If one converts a drawing of a dog into a connect-the-dots puzzle of 20 dots the finished drawing after connecting the dots will be very crude. But if one converts the drawing of a dog into 6000 dots the resulting drawing, after connecting the dogs, will be much smoother and closer to the original. This same concept is applied to digital sound recording.
The sampling rate, the number of digital “snapshots” taken of small portions of a sound wave (converted to an electrical wave by a microphone), determines the highest frequency that can be recorded. Usually that means the sampling rate must be at least twice the frequency of the highest sound. The CD standard dictates a sampling rate of 44,100 samples per second. Since almost nobody can hear sounds having a frequency of 22,050 Hz that would seem to be all one needs. Clearly that was the thinking of the inventors (Sony and Philips) of the CD. We will see later (“Where the rot sets in”) that there are reasons to use a higher sampling rate for some music recording and reproduction, and some lower quality apps (like voice mail for phone calls) can use lower rates.

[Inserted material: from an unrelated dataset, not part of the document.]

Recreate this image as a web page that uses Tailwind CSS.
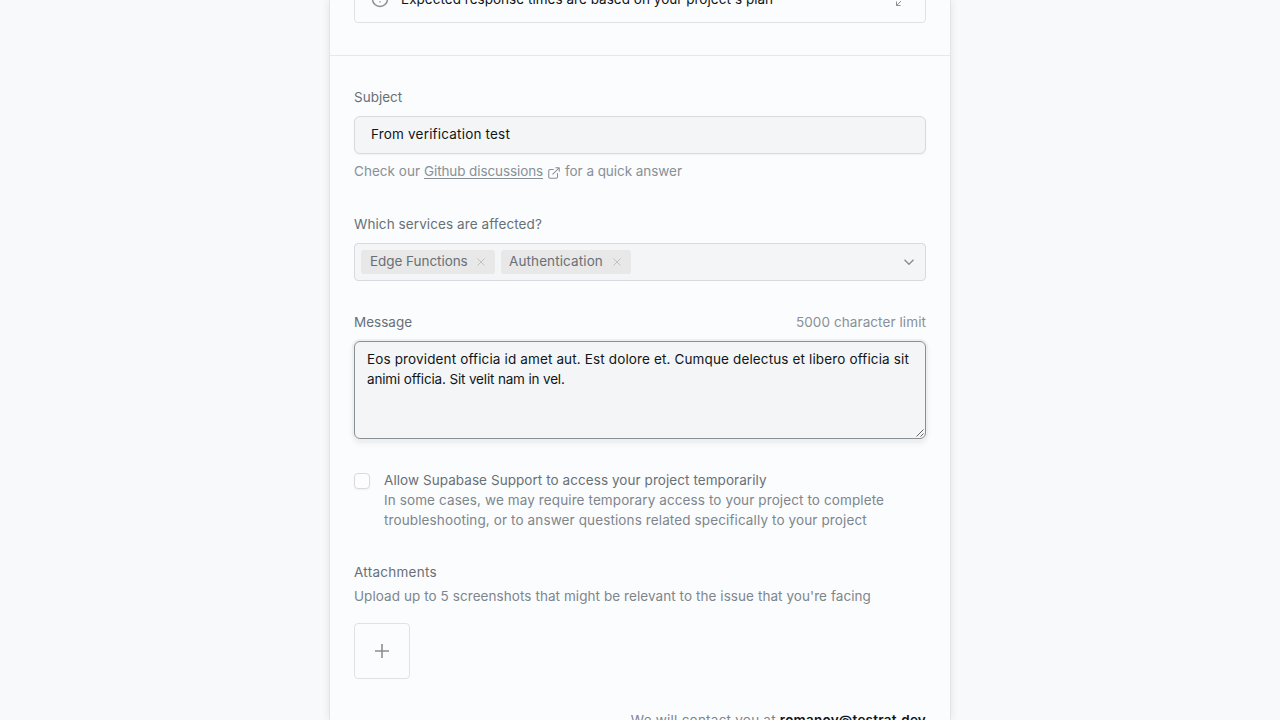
<!DOCTYPE html>
<html lang="en">
<head>
<meta charset="utf-8">
<title>Support request</title>
<script src="https://cdn.jsdelivr.net/npm/@tailwindcss/browser@4"></script>
</head>
<body class="h-screen overflow-hidden bg-[#f8f9fb] font-['Inter',sans-serif] text-[13.5px] leading-5 text-[#687076]">
<main class="mx-auto flex h-screen w-[622px] flex-col overflow-hidden border-x border-[#e3e5e8] bg-[#fbfcfe] shadow-[0_0_8px_rgba(0,0,0,0.09)]">
  <section class="h-14 shrink-0 border-b border-[#e6e8eb] px-6">
    <div class="-mt-[23px] flex h-[46px] items-center rounded border border-[#dfe3e6] pr-[17px] pl-4">
      <svg class="size-[18px]" viewBox="0 0 18 18" fill="none" stroke="#889096" stroke-width="1.5" stroke-linecap="round"><circle cx="9" cy="8" r="7.5"/><path d="M9 4.700v3.600M9 10.700v.1"/></svg>
      <span class="-mt-0.5 ml-3 tracking-[0.025px] text-[#0f1619]">Expected response times are based on your project's plan</span>
      <svg class="mr-px ml-auto size-3" viewBox="0 0 12 12" fill="none" stroke="#889096" stroke-width="1"><path d="M7 1h4v4M11 1 7 5M1.500 7.500v4h4M1.500 11.500l4.500-4.500"/></svg>
    </div>
  </section>

  <section class="flex shrink-0 flex-col px-6 pt-[31px]">
    <label>Subject</label>
    <div class="mt-[9px] flex h-[38px] items-center rounded-md border border-[#d7dbdf] bg-[#f4f5f7] px-4 pb-0.5 tracking-[0.19px] text-[#0f1619] shadow-xs">From verification test</div>
    <p class="mt-[7px] flex items-center text-[#889096]"><span class="w-[70px] whitespace-pre tracking-[0.04px]">Check our </span><a class="w-[119px] tracking-[-0.1px] whitespace-nowrap underline underline-offset-2">Github discussions</a><svg class="mt-[3px] mr-1 ml-1 size-[14px]" viewBox="0 0 24 24" fill="none" stroke="currentColor" stroke-width="1.8" stroke-linecap="round" stroke-linejoin="round"><path d="M18 13v6a2 2 0 0 1-2 2H5a2 2 0 0 1-2-2V8a2 2 0 0 1 2-2h6M15 3h6v6M10 14 21 3"/></svg><span class="tracking-[-0.05px]">for a quick answer</span></p>

    <label class="mt-[33px] tracking-[0.09px]">Which services are affected?</label>
    <div class="mt-[9px] flex h-[38px] items-center gap-1.5 rounded border border-[#d7dbdf] bg-[#f4f5f7] px-1.5">
      <span class="flex h-6 w-[134px] items-center justify-between rounded-[3px] bg-[#e8e8e8] pr-[9px] pl-[9px] whitespace-nowrap"><span class="-mt-0.5 tracking-[-0.05px]">Edge Functions</span><svg class="size-[10px]" viewBox="0 0 10 10" stroke="#b9bdc1" stroke-width=".9"><path d="m1.500 1.500 7 7M8.500 1.500l-7 7"/></svg></span>
      <span class="flex h-6 w-[130px] items-center justify-between rounded-[3px] bg-[#e8e8e8] pr-[9px] pl-2 whitespace-nowrap"><span class="-mt-0.5 tracking-[0.11px]">Authentication</span><svg class="size-[10px]" viewBox="0 0 10 10" stroke="#b9bdc1" stroke-width=".9"><path d="m1.500 1.500 7 7M8.500 1.500l-7 7"/></svg></span>
      <svg class="mr-[5px] ml-auto size-[10px]" viewBox="0 0 10 10" fill="none" stroke="#889096" stroke-width="1.4"><path d="m.5 2.800 4.500 4.500L9.500 2.800"/></svg>
    </div>

    <div class="mt-[31px] flex justify-between"><label>Message</label><span class="tracking-[0.09px] text-[#889096]">5000 character limit</span></div>
    <div class="relative mt-[9px] h-[98px] rounded-md border border-[#889096] bg-[#f4f5f7] px-3 py-[7px] whitespace-nowrap text-[#0f1619] shadow-[0_0_0_2px_#eeeff1,0_3px_6px_rgba(0,0,0,0.10)]"><span class="tracking-[0.137px]">Eos provident officia id amet aut. Est dolore et. Cumque delectus et libero officia sit</span><br><span class="tracking-[-0.16px]">animi officia. Sit velit nam in vel.</span>
      <svg class="absolute right-px bottom-px size-2" viewBox="0 0 8 8" stroke="#555" stroke-width=".9"><path d="M.5 7.500l7-7M4.500 7.500l3-3"/></svg>
    </div>

    <div class="mt-[31px] flex">
      <span class="mt-[3px] size-4 shrink-0 rounded border border-[#d7dbdf] bg-[#fdfdfe] shadow-xs"></span>
      <p class="ml-3.5 whitespace-nowrap text-[#7e868c]"><span class="tracking-[0.065px] text-[#687076]">Allow Supabase Support to access your project temporarily</span><br><span class="tracking-[0.11px]">In some cases, we may require temporary access to your project to complete</span><br><span class="tracking-[0.12px]">troubleshooting, or to answer questions related specifically to your project</span></p>
    </div>

    <label class="mt-8 tracking-[0.27px]">Attachments</label>
    <p class="mt-1 tracking-[0.07px] text-[#7e868c]">Upload up to 5 screenshots that might be relevant to the issue that you're facing</p>
    <button class="mt-[17px] flex size-14 items-center justify-center rounded border border-[#dfe3e6]"><svg class="size-[14px]" viewBox="0 0 14 14" stroke="#8b8f92" stroke-width="1.6"><path d="M7 0v14M0 7h14"/></svg></button>
    <p class="mt-[31px] text-right tracking-[0.23px] whitespace-nowrap text-[#7e868c]">We will contact you at <span class="font-semibold text-[#0f1619]">romanov@testrat.dev</span></p>
  </section>
</main>
</body>
</html>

Bit depth, or resolution, is an important factor in digital recording. The CD standard dictates that the value of each sample (i.e. the loudness) must be expressed by a whole number between 1 and 65,536. Thus each sample can be stored in a 16 bit “word.” This generally makes for a smooth sound, even for fadeouts and soft reverberation. But there are reasons, which we will see, to use a higher resolution in recording and convert, if necessary, for a CD. If each sample is stored in a 24 bit “word” then the loudness range, in whole integers, can theoretically be 1 to 16,777,216.

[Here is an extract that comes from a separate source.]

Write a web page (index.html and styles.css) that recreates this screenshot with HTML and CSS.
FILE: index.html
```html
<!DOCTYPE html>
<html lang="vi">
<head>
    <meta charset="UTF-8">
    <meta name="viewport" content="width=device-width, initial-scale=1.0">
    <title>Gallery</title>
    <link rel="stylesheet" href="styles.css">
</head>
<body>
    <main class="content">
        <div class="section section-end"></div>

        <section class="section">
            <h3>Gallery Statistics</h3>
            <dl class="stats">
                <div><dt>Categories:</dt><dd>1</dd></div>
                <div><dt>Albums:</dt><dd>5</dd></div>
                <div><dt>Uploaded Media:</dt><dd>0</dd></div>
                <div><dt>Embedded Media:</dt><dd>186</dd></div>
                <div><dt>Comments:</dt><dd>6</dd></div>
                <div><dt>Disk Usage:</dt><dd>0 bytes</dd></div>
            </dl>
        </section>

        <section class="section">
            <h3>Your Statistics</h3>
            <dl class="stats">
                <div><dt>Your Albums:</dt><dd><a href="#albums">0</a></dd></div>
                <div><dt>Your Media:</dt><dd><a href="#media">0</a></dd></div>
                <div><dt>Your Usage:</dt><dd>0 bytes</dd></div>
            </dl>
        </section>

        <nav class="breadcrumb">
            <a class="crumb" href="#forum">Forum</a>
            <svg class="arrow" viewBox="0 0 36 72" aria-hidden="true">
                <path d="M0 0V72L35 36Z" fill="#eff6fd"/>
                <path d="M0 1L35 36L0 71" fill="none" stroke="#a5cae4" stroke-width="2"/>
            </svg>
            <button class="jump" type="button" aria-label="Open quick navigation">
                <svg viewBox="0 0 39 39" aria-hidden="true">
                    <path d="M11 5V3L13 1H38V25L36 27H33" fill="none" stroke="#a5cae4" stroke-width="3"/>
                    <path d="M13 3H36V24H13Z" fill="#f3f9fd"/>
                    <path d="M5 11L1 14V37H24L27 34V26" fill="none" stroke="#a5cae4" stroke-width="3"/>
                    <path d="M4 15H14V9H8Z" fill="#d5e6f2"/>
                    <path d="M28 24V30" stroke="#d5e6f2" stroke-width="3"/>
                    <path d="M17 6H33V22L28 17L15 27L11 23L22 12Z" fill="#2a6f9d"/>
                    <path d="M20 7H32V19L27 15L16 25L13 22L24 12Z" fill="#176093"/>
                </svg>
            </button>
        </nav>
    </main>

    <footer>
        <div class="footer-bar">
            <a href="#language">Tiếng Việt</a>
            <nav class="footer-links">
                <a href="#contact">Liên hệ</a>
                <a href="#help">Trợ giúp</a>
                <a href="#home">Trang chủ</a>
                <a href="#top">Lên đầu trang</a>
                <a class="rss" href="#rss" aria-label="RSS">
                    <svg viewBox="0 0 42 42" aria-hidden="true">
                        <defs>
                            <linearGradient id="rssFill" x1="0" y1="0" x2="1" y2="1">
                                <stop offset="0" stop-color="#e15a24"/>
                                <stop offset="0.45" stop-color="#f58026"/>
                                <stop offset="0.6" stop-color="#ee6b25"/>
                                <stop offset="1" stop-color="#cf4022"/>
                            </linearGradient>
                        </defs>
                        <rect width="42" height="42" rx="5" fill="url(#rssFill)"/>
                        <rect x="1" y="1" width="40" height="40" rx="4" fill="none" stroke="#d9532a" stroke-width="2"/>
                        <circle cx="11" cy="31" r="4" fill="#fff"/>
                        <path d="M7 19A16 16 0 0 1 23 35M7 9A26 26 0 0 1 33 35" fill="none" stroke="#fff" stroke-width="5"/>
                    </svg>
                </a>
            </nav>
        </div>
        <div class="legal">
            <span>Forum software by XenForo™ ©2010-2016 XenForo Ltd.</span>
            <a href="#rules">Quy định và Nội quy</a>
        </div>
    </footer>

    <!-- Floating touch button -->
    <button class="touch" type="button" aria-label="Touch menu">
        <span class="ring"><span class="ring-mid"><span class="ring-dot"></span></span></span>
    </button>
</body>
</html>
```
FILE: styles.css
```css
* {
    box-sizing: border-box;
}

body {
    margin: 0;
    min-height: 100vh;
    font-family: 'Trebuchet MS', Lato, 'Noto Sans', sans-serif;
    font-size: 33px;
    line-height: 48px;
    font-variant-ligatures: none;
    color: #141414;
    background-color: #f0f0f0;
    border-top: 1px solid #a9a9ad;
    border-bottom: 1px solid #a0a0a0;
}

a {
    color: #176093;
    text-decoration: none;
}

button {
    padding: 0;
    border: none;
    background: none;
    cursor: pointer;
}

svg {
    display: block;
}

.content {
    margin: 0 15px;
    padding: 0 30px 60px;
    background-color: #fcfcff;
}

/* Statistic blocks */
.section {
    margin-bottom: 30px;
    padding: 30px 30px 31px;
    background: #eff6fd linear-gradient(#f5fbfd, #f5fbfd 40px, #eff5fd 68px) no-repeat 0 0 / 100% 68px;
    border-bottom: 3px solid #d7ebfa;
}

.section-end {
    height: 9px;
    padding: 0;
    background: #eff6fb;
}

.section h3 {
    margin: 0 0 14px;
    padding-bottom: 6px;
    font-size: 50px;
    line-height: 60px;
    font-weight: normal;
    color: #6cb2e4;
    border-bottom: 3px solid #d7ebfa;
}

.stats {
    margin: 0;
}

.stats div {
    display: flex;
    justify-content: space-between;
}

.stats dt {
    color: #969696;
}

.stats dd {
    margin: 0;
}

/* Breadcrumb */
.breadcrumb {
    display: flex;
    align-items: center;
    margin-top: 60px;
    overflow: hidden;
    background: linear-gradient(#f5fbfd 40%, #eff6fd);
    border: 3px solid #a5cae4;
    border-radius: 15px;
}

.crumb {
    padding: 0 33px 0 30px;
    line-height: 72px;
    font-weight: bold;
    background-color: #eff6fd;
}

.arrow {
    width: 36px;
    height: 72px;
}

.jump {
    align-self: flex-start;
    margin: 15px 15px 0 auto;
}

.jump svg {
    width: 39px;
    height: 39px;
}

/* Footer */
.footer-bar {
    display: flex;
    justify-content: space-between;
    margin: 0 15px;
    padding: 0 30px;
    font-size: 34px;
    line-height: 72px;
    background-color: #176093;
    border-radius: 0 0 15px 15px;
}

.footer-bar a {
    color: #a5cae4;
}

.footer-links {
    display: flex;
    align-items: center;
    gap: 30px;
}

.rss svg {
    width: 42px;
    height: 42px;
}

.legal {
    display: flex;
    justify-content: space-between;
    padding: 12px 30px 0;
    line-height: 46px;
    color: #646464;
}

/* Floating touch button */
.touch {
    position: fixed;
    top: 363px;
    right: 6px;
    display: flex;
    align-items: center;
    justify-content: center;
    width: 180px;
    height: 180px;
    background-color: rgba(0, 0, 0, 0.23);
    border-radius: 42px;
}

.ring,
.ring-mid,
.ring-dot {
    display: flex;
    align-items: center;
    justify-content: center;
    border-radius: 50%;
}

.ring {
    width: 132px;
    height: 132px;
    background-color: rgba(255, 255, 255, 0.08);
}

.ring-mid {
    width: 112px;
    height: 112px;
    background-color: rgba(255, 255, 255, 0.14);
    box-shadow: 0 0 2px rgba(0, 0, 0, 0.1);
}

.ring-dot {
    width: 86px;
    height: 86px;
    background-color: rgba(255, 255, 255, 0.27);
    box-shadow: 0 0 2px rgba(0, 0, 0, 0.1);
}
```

This may seem excessive, and is probably more than necessary, but the real benefits of 24 bit resolution show up when one records, say, a concert and isn’t sure what the final audio level will be. If one feeds a signal into a digital recorder that is too high, it will seriously distort (worse than with an analog recorder). If one records a 16 bit file but keeps the volume low to be sure of not over-driving the recorder, then the final recording will have far fewer “steps” than a CD is capable of. One can expand the loudness but then the space between each step, in terms of loudness, will be exaggerated. By recording 24 bit one has plenty of loudness “steps” to use when converting to CD standards. Also, note that the sound on most DVD movies has a sampling rate of 48,000 (48K) and generally 24 bit resolution. The world is changing. I often record classical concerts at 96K sampling rate and 24 bit resolution. I use very good “dithering” software to make CD compatible 44.1K, 16 bit files for CD, but I still have a master that is better than CD quality.
There is still another digital sound format that some people, like me, think sounds more like analog. It is DSD, Direct Stream Digital. This is a file type used in SACDs (Super Audio Compact Discs) invented by Sony. But Sony is a very money-oriented company. They seem to resent the move from vinyl records (which the consumer could not easily duplicate) to cassette and later recordable CDs. They felt “wronged,” it appears, by the fact that a consumer could duplicate a recording at low cost. I can see their frustration over lost sales of recorded music, but they seemed to ignore the fact that cassettes, and later recordable CDs, have been used by millions of musicians and sound producers to make demos and small run distributions of their own work. Thus when they introduced SACD they designed the format so a person could not record a one-off SACD, they had to have a glass master made and hundreds or thousands pressed. There is nothing in the DSD standard itself which prevents duplication. Sony simply made it so DSD recordings that were not produced as SACDs would not play in a SACD player. Bad move. They essentially killed their own format (though one can sometimes still download DSD recordings for playback on a computer or certain very high end portable music players).
Where the Rot Sets Sets In: DIGITAL
- The biggest issue is that since a digital recording is made up of samples that are then used to construct an analog signal used for playback, the final signal is never exactly the same as the analog original (coming from the mics or mixer). Purists claim this is why digital cannot be as good as analog though I think in many cases they are reacting to flaws in the original analog to digital converter (especially in older CDs) or in the digital to analog converter in their own CD player system. There is a reason why some audiophiles pay several thousand dollars for a special digital to analog convertor while other users play less than $100 for the whole CD player. Also, digital-to-analog and analog-to-digital convertors are not perfect devices, so sometimes they introduce other artifacts.
- The next major issue is that over 50% of music purchasers these days do not buy physical media but simply stream or download digital files. With a small number of exceptions these are data reduced audio files with as much as 80% of the original data deleted so a smaller file can be downloaded fast or many songs stored on a phone. Some people say they cannot tell the difference between full quality sounds and data compressed mp3 or AAC files. I can, but maybe others can’t. However if those compressed files are later loaded into an audio editor for some reason, then re-compressed, the sonic errors compound.
- Sometimes a person buys a CD of a recording that was made, and originally released, as a analog recording (vinyl or cassette). Then they say how much better the recording is because it was analog. Once an analog tape is copied to digital it is simply a digital recording, with all of the advantages and defects of that medium. If the sound seems “warmer” it is usually not due to the original being analog, but a result of the microphones, mixer, etc. used in the original. Modern digital recordings can be made directly with warm sounding gear (such as vacuum tube mic preamps, a hand built analog console, etc.)
It is probably obvious in this post that I support digital recording though I have considerable experience with both. The recording gear can be made smaller (great for live concert recordings), there is little generational loss in duplication, editing is much simpler, etc. And if one uses high end gear the result can also be very good. Sometimes a musician will go out and buy a handheld portable digital recorder with two mics that costs maybe $200-$400 and records his/her concert. Then they might say the digital recording is not as good as an analog recording that may have been made of them in a concert in music school years before. But the difference is often the quality level of the gear. Small handheld recorders are very useful for many purposes (I own three) but for serious music recording, serious gear will produce better results. When I record a classical concert using only two microphones, I use a Sound Devices digital recorder or a DSD recorder made by Korg and either a microphone pair of Schoeps mics or a pair of Danish Pro Audio microphones. These are in the $4000-$6000 range. That is the difference between strictly professional gear and consumer gear. You use the gear that is required for a specific job (and that you have access to).